A lot of people in the western half of the metro area have argued that it is obvious that the best place for a new Major League Soccer stadium is in the city of Minneapolis.

Had Minneapolis Mayor Betsy Hodges just shown some leadership, the story goes, that's where it would be going. Instead, it looks headed to the long-vacant site of a streetcar maintenance shop along the freeway in St. Paul.

Maybe on this project the public officials of Minneapolis really did miss a wide-open net on a free kick. But you couldn't help but wonder if the case for putting it in the city wasn't mostly driven by the fact that it would be closer to the west metro homes of far more of the swells who think of themselves as the region's "thought leaders."

If it's about picking the best open site, the right call really is a transit-connected piece of real estate that sits in an area of the Twin Cities that for generations has been called the Midway. The municipality in which it lies just happens to be St. Paul.

It's not like there was no real estate case to be made for the proposed Minneapolis site, behind Target Field and near the Minneapolis Farmers Market. It's close to an entertainment district and many new apartments filled with young professionals.

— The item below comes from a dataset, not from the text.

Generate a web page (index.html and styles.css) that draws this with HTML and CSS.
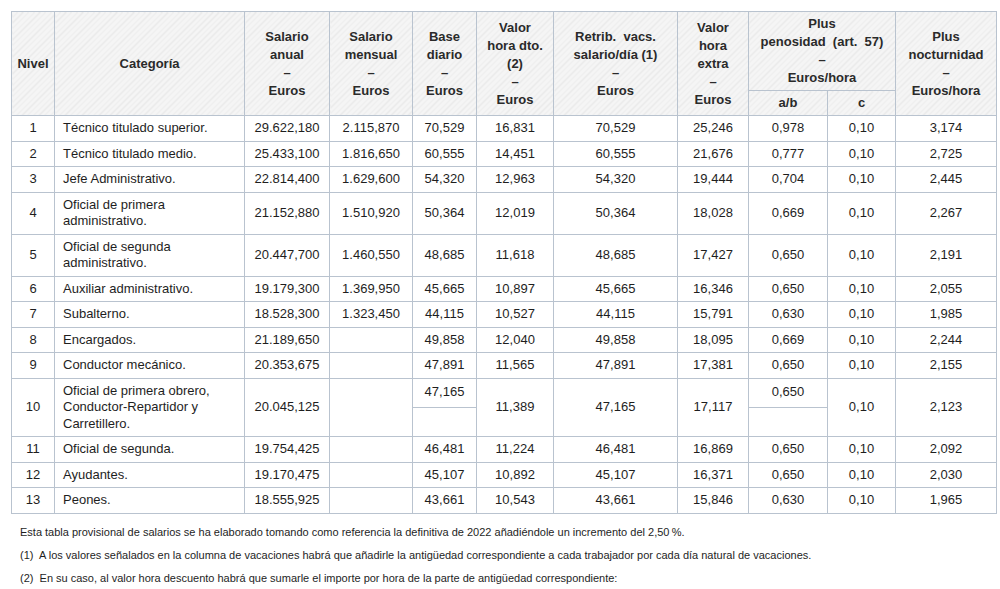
FILE: index.html
```html
<!DOCTYPE html>
<html lang="es">
<head>
<meta charset="utf-8">
<title>Tabla salarial</title>
<link rel="stylesheet" href="styles.css">
</head>
<body>
<div class="page">
<table class="salarios">
  <colgroup>
    <col class="c-nivel"><col class="c-cat"><col class="c-anual"><col class="c-mensual"><col class="c-base"><col class="c-dto"><col class="c-retrib"><col class="c-extra"><col class="c-ab"><col class="c-c"><col class="c-noct">
  </colgroup>
  <thead>
    <tr>
      <th rowspan="2">Nivel</th>
      <th rowspan="2">Categoría</th>
      <th rowspan="2">Salario<br>anual<br>–<br>Euros</th>
      <th rowspan="2">Salario<br>mensual<br>–<br>Euros</th>
      <th rowspan="2">Base<br>diario<br>–<br>Euros</th>
      <th rowspan="2">Valor<br>hora dto.<br>(2)<br>–<br>Euros</th>
      <th rowspan="2">Retrib.&nbsp; vacs.<br>salario/día (1)<br>–<br>Euros</th>
      <th rowspan="2">Valor<br>hora<br>extra<br>–<br>Euros</th>
      <th colspan="2">Plus<br>penosidad&nbsp; (art.&nbsp; 57)<br>–<br>Euros/hora</th>
      <th rowspan="2">Plus<br>nocturnidad<br>–<br>Euros/hora</th>
    </tr>
    <tr>
      <th>a/b</th>
      <th>c</th>
    </tr>
  </thead>
  <tbody>
    <tr><td>1</td><td class="cat">Técnico titulado superior.</td><td>29.622,180</td><td>2.115,870</td><td>70,529</td><td>16,831</td><td>70,529</td><td>25,246</td><td>0,978</td><td>0,10</td><td>3,174</td></tr>
    <tr><td>2</td><td class="cat">Técnico titulado medio.</td><td>25.433,100</td><td>1.816,650</td><td>60,555</td><td>14,451</td><td>60,555</td><td>21,676</td><td>0,777</td><td>0,10</td><td>2,725</td></tr>
    <tr><td>3</td><td class="cat">Jefe Administrativo.</td><td>22.814,400</td><td>1.629,600</td><td>54,320</td><td>12,963</td><td>54,320</td><td>19,444</td><td>0,704</td><td>0,10</td><td>2,445</td></tr>
    <tr><td>4</td><td class="cat">Oficial de primera<br>administrativo.</td><td>21.152,880</td><td>1.510,920</td><td>50,364</td><td>12,019</td><td>50,364</td><td>18,028</td><td>0,669</td><td>0,10</td><td>2,267</td></tr>
    <tr><td>5</td><td class="cat">Oficial de segunda<br>administrativo.</td><td>20.447,700</td><td>1.460,550</td><td>48,685</td><td>11,618</td><td>48,685</td><td>17,427</td><td>0,650</td><td>0,10</td><td>2,191</td></tr>
    <tr><td>6</td><td class="cat">Auxiliar administrativo.</td><td>19.179,300</td><td>1.369,950</td><td>45,665</td><td>10,897</td><td>45,665</td><td>16,346</td><td>0,650</td><td>0,10</td><td>2,055</td></tr>
    <tr><td>7</td><td class="cat">Subalterno.</td><td>18.528,300</td><td>1.323,450</td><td>44,115</td><td>10,527</td><td>44,115</td><td>15,791</td><td>0,630</td><td>0,10</td><td>1,985</td></tr>
    <tr><td>8</td><td class="cat">Encargados.</td><td>21.189,650</td><td></td><td>49,858</td><td>12,040</td><td>49,858</td><td>18,095</td><td>0,669</td><td>0,10</td><td>2,244</td></tr>
    <tr><td>9</td><td class="cat">Conductor mecánico.</td><td>20.353,675</td><td></td><td>47,891</td><td>11,565</td><td>47,891</td><td>17,381</td><td>0,650</td><td>0,10</td><td>2,155</td></tr>
    <tr class="split-a"><td rowspan="2">10</td><td rowspan="2" class="cat">Oficial de primera obrero,<br>Conductor-Repartidor y<br>Carretillero.</td><td rowspan="2">20.045,125</td><td rowspan="2"></td><td>47,165</td><td rowspan="2">11,389</td><td rowspan="2">47,165</td><td rowspan="2">17,117</td><td>0,650</td><td rowspan="2">0,10</td><td rowspan="2">2,123</td></tr>
    <tr class="split-b"><td></td><td></td></tr>
    <tr><td>11</td><td class="cat">Oficial de segunda.</td><td>19.754,425</td><td></td><td>46,481</td><td>11,224</td><td>46,481</td><td>16,869</td><td>0,650</td><td>0,10</td><td>2,092</td></tr>
    <tr><td>12</td><td class="cat">Ayudantes.</td><td>19.170,475</td><td></td><td>45,107</td><td>10,892</td><td>45,107</td><td>16,371</td><td>0,650</td><td>0,10</td><td>2,030</td></tr>
    <tr><td>13</td><td class="cat">Peones.</td><td>18.555,925</td><td></td><td>43,661</td><td>10,543</td><td>43,661</td><td>15,846</td><td>0,630</td><td>0,10</td><td>1,965</td></tr>
  </tbody>
</table>
<div class="notes">
  <p>Esta tabla provisional de salarios se ha elaborado tomando como referencia la definitiva de 2022 añadiéndole un incremento del 2,50&#8201;%.</p>
  <p>(1)&nbsp; A los valores señalados en la columna de vacaciones habrá que añadirle la antigüedad correspondiente a cada trabajador por cada día natural de vacaciones.</p>
  <p>(2)&nbsp; En su caso, al valor hora descuento habrá que sumarle el importe por hora de la parte de antigüedad correspondiente:</p>
</div>
</div>
</body>
</html>
```

FILE: styles.css
```css
html, body {
  margin: 0;
  padding: 0;
  background: #ffffff;
}

body {
  font-family: "Liberation Sans", Arial, sans-serif;
  color: #1e1e1e;
}

.page {
  padding: 11px 4px 0 11px;
}

.salarios {
  border-collapse: collapse;
  table-layout: fixed;
  width: 985px;
  font-size: 13px;
}

.c-nivel { width: 43px; }
.c-cat { width: 190px; }
.c-anual { width: 85px; }
.c-mensual { width: 83px; }
.c-base { width: 64px; }
.c-dto { width: 77px; }
.c-retrib { width: 124px; }
.c-extra { width: 71px; }
.c-ab { width: 79px; }
.c-c { width: 68px; }
.c-noct { width: 101px; }

.salarios th,
.salarios td {
  border: 1px solid #b9c3cf;
  text-align: center;
  vertical-align: middle;
}

.salarios th {
  font-weight: bold;
  color: #2a2a2a;
  line-height: 18px;
  padding: 3px 4px;
  background-color: #f4f4f4;
  background-image: repeating-linear-gradient(135deg, #f5f5f5 0px, #f5f5f5 3px, #e9e9e9 3px, #e9e9e9 4px);
}

.salarios td {
  line-height: 16.5px;
  padding: 4px 4px;
}

.salarios td.cat {
  text-align: left;
  padding-left: 8px;
}

.salarios tr.split-a {
  height: 29px;
}

.salarios tr.split-b {
  height: 29px;
}

.notes {
  padding: 7px 0 0 9px;
  font-size: 11px;
  color: #1e1e1e;
}

.notes p {
  margin: 0;
  line-height: 23px;
}
```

On the other hand, the site is also smack in the middle of one of those areas just outside of downtown that's really meant to be passed through quickly, or maybe passed over. It's clear that's what the highway planners of 40 or 50 years ago had in mind when they laid out the roads.

Looking up from the Farmers Market, Interstate 94 doesn't look like a neighborhood asset. It looks more like a massive concrete fence.

Even the transit access in Minneapolis came with an asterisk. Right next to where the soccer stadium was supposed to go is a planned station of the Southwest light-rail line. At this point, though, it's probably safer to write "if the Southwest light-rail line opens" rather than "when."

And while it's certainly true that the Minnesota Twins' gleaming ballpark is just a short walk away, the Hennepin Energy Recovery Center is an even closer walk. And yes, it's still called the garbage burner.

This is the way a colleague described this area earlier this year: "Long isolated by freeways, dead-end roads and a railroad trench, the area is a quiet home for businesses that make modern life possible — selling store fixtures, uniforms, auto parts, electronic components and heating and air-conditioning systems."

To be fair, the area around the proposed site for soccer over in St. Paul, at Snelling Avenue and I-94, isn't known as a garden district. The simplest way to describe much of that site today is simply vacant lot.

But at a minimum, the road and transit systems have been set up to get people to this location, not quickly get them through it or around it. And it's hard to beat putting a metro-wide attraction in an area known as the Midway.

It would be a little over 22 miles' drive to the Maple Grove government center in the northwest Minneapolis suburbs. In the opposite direction, the city hall of Cottage Grove lies at the other end of a 21-mile drive.

Fans driving from the east side of the metro area will exit I-94 at Hamline Avenue. Fans from the west will get off at Snelling Avenue, just like they do now to get to the Minnesota State Fair.

That's if fans choose to drive. We know from fans of Major League Soccer in other cities that they will be far younger than fans of other major sports and far more likely to be first- or second-generation immigrants. That suggests a lot of them here will get to the stadium on transit.

In Oregon, home to the popular Portland Timbers soccer franchise, the regional transit system estimates that about 45 percent of fans get to the matches on public transportation.

Fans could get to the St. Paul stadium easily on the light-rail Green Line, stepping out of the cars at a University Avenue station that's about as convenient as the light-rail station now dropping football fans at TCF Bank Stadium. Last fall the Metro Transit agency said up to one in four fans were taking the Green Line to Minnesota Vikings games.

The soccer site here will also be served by the first arterial bus rapid transit line in the Twin Cities. Coming in 2016, it will really be a new form of transit service for this region. It will have stations and a ticketing experience that's a little like light rail, and on buses that look a little like train cars.

Fans can climb aboard in south Minneapolis, cross into St. Paul and up Snelling Avenue to the stadium, or come down Snelling from suburban Roseville. Having fewer stops than a conventional bus line is one way Metro Transit plans to make it a quicker ride, but one of the planned stops happens to be right at the proposed site for the soccer stadium.

The biggest selling point to the St. Paul site is not transit or its central location, though. It's its size. It's about three times bigger than the proposed site in Minneapolis, at about 35 acres. It's a very big blank canvas for the team and its partners to create whatever kind of gameday experience they think fans will want.

A new soccer stadium in the Midway is not a done deal yet, of course. What appears to be necessary next is for the soccer league to close its deal with the local group in line to get the new major league franchise, led by investor Bill McGuire.

McGuire was familiar with the Snelling Avenue site from having given it a close look a couple of years back, but a lot of work still has to get done between now and the grand opening of any new stadium. Hopefully that work goes well, because if a new MLS stadium doesn't happen there, it's certainly far from a sure bet that a stadium project re-emerges in Minneapolis. It's just as likely to go to a place like Miami.

That, of course, would be worse than any location in St. Paul.